**Dataset entries**
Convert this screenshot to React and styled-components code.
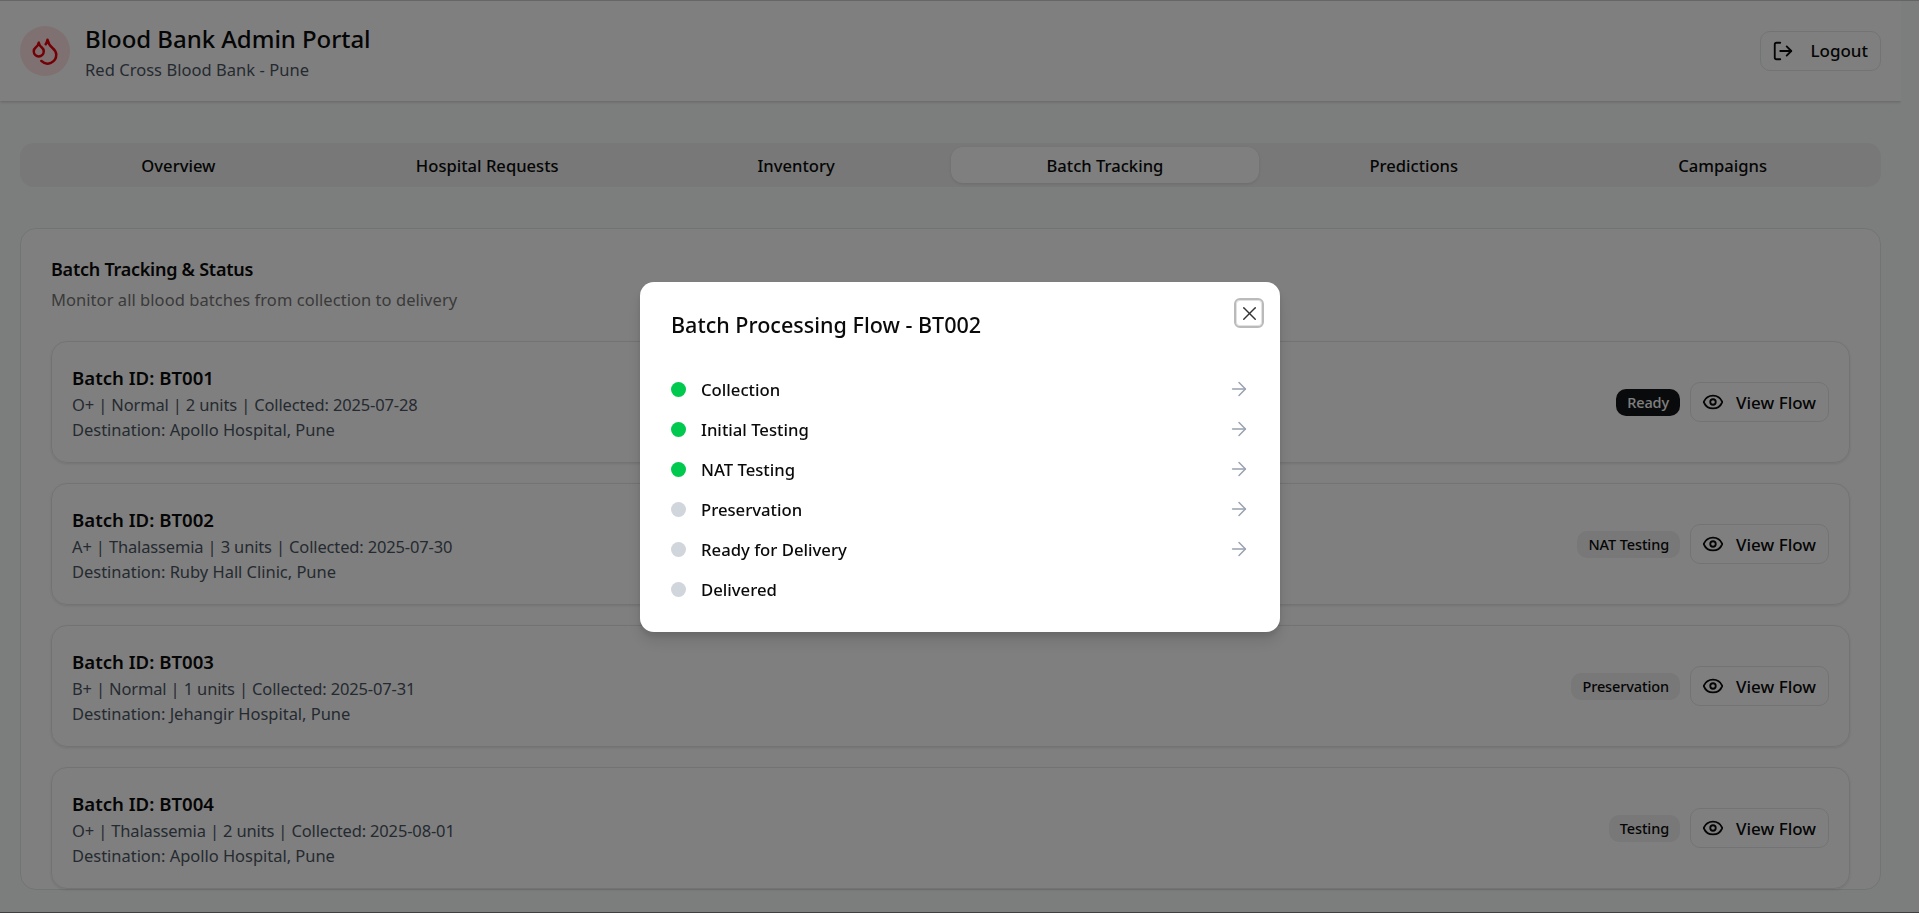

...

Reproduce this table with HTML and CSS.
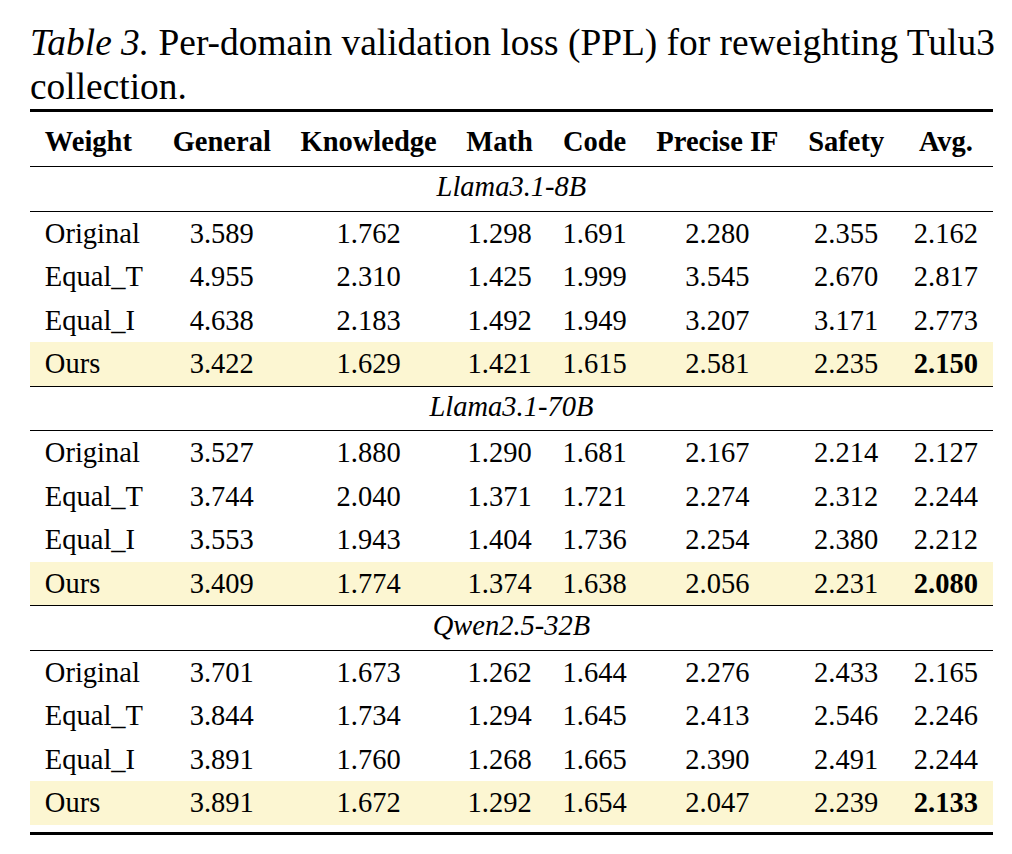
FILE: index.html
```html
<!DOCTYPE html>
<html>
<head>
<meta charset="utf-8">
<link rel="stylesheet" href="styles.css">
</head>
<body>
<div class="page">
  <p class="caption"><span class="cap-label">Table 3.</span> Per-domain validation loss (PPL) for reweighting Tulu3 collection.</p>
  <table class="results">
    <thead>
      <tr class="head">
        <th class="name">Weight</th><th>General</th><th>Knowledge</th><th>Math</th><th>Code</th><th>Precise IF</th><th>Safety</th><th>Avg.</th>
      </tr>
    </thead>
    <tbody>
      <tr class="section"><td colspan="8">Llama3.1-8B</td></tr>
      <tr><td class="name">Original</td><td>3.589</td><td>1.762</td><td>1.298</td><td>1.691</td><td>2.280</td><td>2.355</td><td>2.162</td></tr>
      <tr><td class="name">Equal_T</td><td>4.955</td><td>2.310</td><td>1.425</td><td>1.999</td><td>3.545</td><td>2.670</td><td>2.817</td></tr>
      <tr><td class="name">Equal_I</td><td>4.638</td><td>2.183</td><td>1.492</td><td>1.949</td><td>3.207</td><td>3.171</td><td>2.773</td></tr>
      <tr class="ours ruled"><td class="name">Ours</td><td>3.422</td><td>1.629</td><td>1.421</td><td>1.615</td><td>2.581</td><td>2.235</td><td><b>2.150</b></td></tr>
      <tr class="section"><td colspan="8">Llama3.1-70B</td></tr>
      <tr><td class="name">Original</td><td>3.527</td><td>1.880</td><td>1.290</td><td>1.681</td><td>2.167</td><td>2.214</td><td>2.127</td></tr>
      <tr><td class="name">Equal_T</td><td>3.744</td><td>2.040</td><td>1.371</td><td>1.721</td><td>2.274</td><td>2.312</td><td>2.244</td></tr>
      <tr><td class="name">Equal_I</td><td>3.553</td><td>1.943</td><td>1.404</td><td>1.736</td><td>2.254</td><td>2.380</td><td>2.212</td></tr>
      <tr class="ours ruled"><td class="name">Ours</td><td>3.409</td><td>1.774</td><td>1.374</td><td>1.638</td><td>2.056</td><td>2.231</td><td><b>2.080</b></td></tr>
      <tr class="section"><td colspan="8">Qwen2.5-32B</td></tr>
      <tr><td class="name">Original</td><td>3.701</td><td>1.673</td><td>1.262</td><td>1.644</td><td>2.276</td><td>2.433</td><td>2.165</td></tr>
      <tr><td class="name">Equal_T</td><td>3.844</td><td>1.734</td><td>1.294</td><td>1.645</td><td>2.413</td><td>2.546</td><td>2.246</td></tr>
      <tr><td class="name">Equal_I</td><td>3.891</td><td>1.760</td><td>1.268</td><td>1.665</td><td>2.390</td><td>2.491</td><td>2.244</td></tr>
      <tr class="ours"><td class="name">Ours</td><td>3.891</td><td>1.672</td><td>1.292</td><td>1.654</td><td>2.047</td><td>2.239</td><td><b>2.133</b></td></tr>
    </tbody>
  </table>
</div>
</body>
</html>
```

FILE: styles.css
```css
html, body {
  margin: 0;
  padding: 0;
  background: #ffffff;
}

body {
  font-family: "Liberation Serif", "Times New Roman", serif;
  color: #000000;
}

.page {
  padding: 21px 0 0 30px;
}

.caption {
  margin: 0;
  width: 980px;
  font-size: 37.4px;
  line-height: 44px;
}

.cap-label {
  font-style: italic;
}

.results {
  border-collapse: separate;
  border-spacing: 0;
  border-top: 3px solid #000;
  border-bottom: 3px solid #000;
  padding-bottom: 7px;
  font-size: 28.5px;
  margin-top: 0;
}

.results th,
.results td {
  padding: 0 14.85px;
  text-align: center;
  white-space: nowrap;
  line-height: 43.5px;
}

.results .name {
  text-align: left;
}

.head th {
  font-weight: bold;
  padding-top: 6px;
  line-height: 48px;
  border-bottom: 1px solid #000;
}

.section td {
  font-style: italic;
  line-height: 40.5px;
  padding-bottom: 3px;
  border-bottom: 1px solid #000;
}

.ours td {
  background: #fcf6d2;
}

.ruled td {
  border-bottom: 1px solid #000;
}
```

**Aim of the task**
How many of the lines above include the word "this"? Respond with the number alone.

**The output**
2